— WHAT THE TASK ASKS —
Would you write out the listing verbatim and skip every picture in it?

____

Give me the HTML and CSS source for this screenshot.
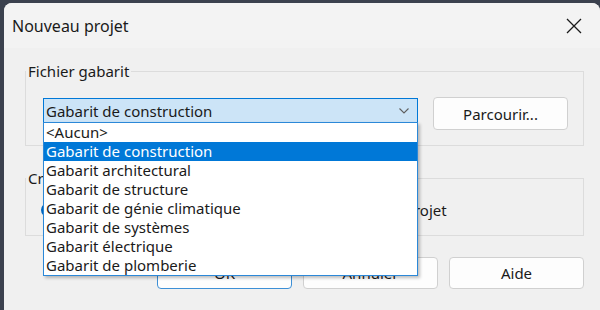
FILE: index.html
```html
<!DOCTYPE html>
<html lang="fr">
<head>
    <meta charset="UTF-8">
    <title>Nouveau projet</title>
    <link rel="stylesheet" href="styles.css">
</head>
<body>
    <div class="dialog">
        <div class="titlebar">
            <span class="title">Nouveau projet</span>
            <svg class="close" width="16" height="16" viewBox="0 0 16 16">
                <path d="M1 1 L15 15 M15 1 L1 15" stroke="#1a1a1a" stroke-width="1.3" fill="none"/>
            </svg>
        </div>

        <div class="content">
            <fieldset class="group">
                <legend>Fichier gabarit</legend>
                <div class="template-row">
                    <div class="combo-wrap">
                        <div class="combo">
                            <span>Gabarit de construction</span>
                            <svg class="chevron" width="10" height="6" viewBox="0 0 10 6">
                                <path d="M0.5 0.5 L5 5 L9.5 0.5" stroke="#606060" stroke-width="1.1" fill="none"/>
                            </svg>
                        </div>
                        <ul class="dropdown">
                            <li>&lt;Aucun&gt;</li>
                            <li class="selected">Gabarit de construction</li>
                            <li>Gabarit architectural</li>
                            <li>Gabarit de structure</li>
                            <li>Gabarit de génie climatique</li>
                            <li>Gabarit de systèmes</li>
                            <li>Gabarit électrique</li>
                            <li>Gabarit de plomberie</li>
                        </ul>
                    </div>
                    <button class="btn browse">Parcourir...</button>
                </div>
            </fieldset>

            <fieldset class="group group-create">
                <legend>Créer nouveau</legend>
                <div class="radio-row">
                    <label class="radio"><span class="dot checked"></span>Projet</label>
                    <label class="radio"><span class="dot"></span>Gabarit de projet</label>
                </div>
            </fieldset>

            <div class="buttons">
                <button class="btn default">OK</button>
                <button class="btn">Annuler</button>
                <button class="btn">Aide</button>
            </div>
        </div>
    </div>
</body>
</html>
```

FILE: styles.css
```css
body {
    margin: 0;
    background-color: #3b414e;
    font-family: "Noto Sans", "Open Sans", sans-serif;
    color: #1a1a1a;
    overflow: hidden;
}

.dialog {
    margin: 3px 0 0 4px;
    width: 596px;
    height: 320px;
    background-color: #f0f0f0;
    border-radius: 8px;
    overflow: hidden;
}

.titlebar {
    height: 45px;
    background-color: #f3f3f3;
    display: flex;
    align-items: center;
    justify-content: space-between;
    padding: 0 18px 0 8px;
}

.title {
    font-size: 16px;
}

.close {
    margin-top: 1px;
}

.content {
    padding: 0 16px 0 21px;
}

.group {
    margin: 15px 0 0 0;
    padding: 18px 15px 15px 0;
    border: 1px solid #dcdcdc;
    min-width: 0;
}

.group legend {
    font-size: 15px;
    line-height: 16px;
    padding: 0 2px;
    margin-left: 0;
}

.template-row {
    display: flex;
    align-items: flex-start;
    gap: 15px;
    margin-left: 17px;
}

.combo-wrap {
    position: relative;
    width: 375px;
}

.combo {
    margin-top: 1px;
    height: 23px;
    border: 1px solid #0078d7;
    background-color: #cce4f7;
    display: flex;
    align-items: center;
    justify-content: space-between;
    padding: 0 8px 0 2px;
    font-size: 15px;
}

.chevron {
    margin-top: 1px;
}

.dropdown {
    position: absolute;
    top: 25px;
    left: 0;
    width: 373px;
    margin: 0;
    padding: 0;
    list-style: none;
    background-color: #fff;
    border: 1px solid #2b88d8;
    box-shadow: 2px 2px 3px rgba(0, 0, 0, 0.25);
    z-index: 2;
}

.dropdown li {
    height: 19px;
    line-height: 19px;
    padding-left: 2px;
    font-size: 15px;
}

.dropdown li.selected {
    background-color: #0078d7;
    color: #fff;
}

.btn {
    font-family: inherit;
    font-size: 15px;
    color: #1a1a1a;
    background-color: #fdfdfd;
    border: 1px solid #d0d0d0;
    border-radius: 4px;
    height: 33px;
    width: 135px;
    padding: 0;
}

.group-create {
    margin-top: 24px;
    padding: 14px 15px 15px 0;
}

.radio-row {
    display: flex;
    align-items: center;
    height: 20px;
    gap: 200px;
    margin-left: 15px;
}

.radio {
    display: flex;
    align-items: center;
    gap: 8px;
    font-size: 15px;
}

.dot {
    width: 14px;
    height: 14px;
    border-radius: 50%;
    border: 1px solid #5a5a5a;
    background-color: #fff;
    box-sizing: border-box;
}

.dot.checked {
    border: 4px solid #0067c0;
}

.buttons {
    display: flex;
    justify-content: flex-end;
    gap: 11px;
    margin-top: 21px;
}

.buttons .btn {
    height: 32px;
}

.btn.default {
    border-color: #3c8fd6;
}
```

____

— WRITTEN SOLUTION —
Give me the HTML and CSS source for this screenshot.
FILE: index.html
```html
<!DOCTYPE html>
<html lang="fr">
<head>
    <meta charset="UTF-8">
    <title>Nouveau projet</title>
    <link rel="stylesheet" href="styles.css">
</head>
<body>
    <div class="dialog">
        <div class="titlebar">
            <span class="title">Nouveau projet</span>
            <svg class="close" width="16" height="16" viewBox="0 0 16 16">
                <path d="M1 1 L15 15 M15 1 L1 15" stroke="#1a1a1a" stroke-width="1.3" fill="none"/>
            </svg>
        </div>

        <div class="content">
            <fieldset class="group">
                <legend>Fichier gabarit</legend>
                <div class="template-row">
                    <div class="combo-wrap">
                        <div class="combo">
                            <span>Gabarit de construction</span>
                            <svg class="chevron" width="10" height="6" viewBox="0 0 10 6">
                                <path d="M0.5 0.5 L5 5 L9.5 0.5" stroke="#606060" stroke-width="1.1" fill="none"/>
                            </svg>
                        </div>
                        <ul class="dropdown">
                            <li>&lt;Aucun&gt;</li>
                            <li class="selected">Gabarit de construction</li>
                            <li>Gabarit architectural</li>
                            <li>Gabarit de structure</li>
                            <li>Gabarit de génie climatique</li>
                            <li>Gabarit de systèmes</li>
                            <li>Gabarit électrique</li>
                            <li>Gabarit de plomberie</li>
                        </ul>
                    </div>
                    <button class="btn browse">Parcourir...</button>
                </div>
            </fieldset>

            <fieldset class="group group-create">
                <legend>Créer nouveau</legend>
                <div class="radio-row">
                    <label class="radio"><span class="dot checked"></span>Projet</label>
                    <label class="radio"><span class="dot"></span>Gabarit de projet</label>
                </div>
            </fieldset>

            <div class="buttons">
                <button class="btn default">OK</button>
                <button class="btn">Annuler</button>
                <button class="btn">Aide</button>
            </div>
        </div>
    </div>
</body>
</html>
```

FILE: styles.css
```css
body {
    margin: 0;
    background-color: #3b414e;
    font-family: "Noto Sans", "Open Sans", sans-serif;
    color: #1a1a1a;
    overflow: hidden;
}

.dialog {
    margin: 3px 0 0 4px;
    width: 596px;
    height: 320px;
    background-color: #f0f0f0;
    border-radius: 8px;
    overflow: hidden;
}

.titlebar {
    height: 45px;
    background-color: #f3f3f3;
    display: flex;
    align-items: center;
    justify-content: space-between;
    padding: 0 18px 0 8px;
}

.title {
    font-size: 16px;
}

.close {
    margin-top: 1px;
}

.content {
    padding: 0 16px 0 21px;
}

.group {
    margin: 15px 0 0 0;
    padding: 18px 15px 15px 0;
    border: 1px solid #dcdcdc;
    min-width: 0;
}

.group legend {
    font-size: 15px;
    line-height: 16px;
    padding: 0 2px;
    margin-left: 0;
}

.template-row {
    display: flex;
    align-items: flex-start;
    gap: 15px;
    margin-left: 17px;
}

.combo-wrap {
    position: relative;
    width: 375px;
}

.combo {
    margin-top: 1px;
    height: 23px;
    border: 1px solid #0078d7;
    background-color: #cce4f7;
    display: flex;
    align-items: center;
    justify-content: space-between;
    padding: 0 8px 0 2px;
    font-size: 15px;
}

.chevron {
    margin-top: 1px;
}

.dropdown {
    position: absolute;
    top: 25px;
    left: 0;
    width: 373px;
    margin: 0;
    padding: 0;
    list-style: none;
    background-color: #fff;
    border: 1px solid #2b88d8;
    box-shadow: 2px 2px 3px rgba(0, 0, 0, 0.25);
    z-index: 2;
}

.dropdown li {
    height: 19px;
    line-height: 19px;
    padding-left: 2px;
    font-size: 15px;
}

.dropdown li.selected {
    background-color: #0078d7;
    color: #fff;
}

.btn {
    font-family: inherit;
    font-size: 15px;
    color: #1a1a1a;
    background-color: #fdfdfd;
    border: 1px solid #d0d0d0;
    border-radius: 4px;
    height: 33px;
    width: 135px;
    padding: 0;
}

.group-create {
    margin-top: 24px;
    padding: 14px 15px 15px 0;
}

.radio-row {
    display: flex;
    align-items: center;
    height: 20px;
    gap: 200px;
    margin-left: 15px;
}

.radio {
    display: flex;
    align-items: center;
    gap: 8px;
    font-size: 15px;
}

.dot {
    width: 14px;
    height: 14px;
    border-radius: 50%;
    border: 1px solid #5a5a5a;
    background-color: #fff;
    box-sizing: border-box;
}

.dot.checked {
    border: 4px solid #0067c0;
}

.buttons {
    display: flex;
    justify-content: flex-end;
    gap: 11px;
    margin-top: 21px;
}

.buttons .btn {
    height: 32px;
}

.btn.default {
    border-color: #3c8fd6;
}
```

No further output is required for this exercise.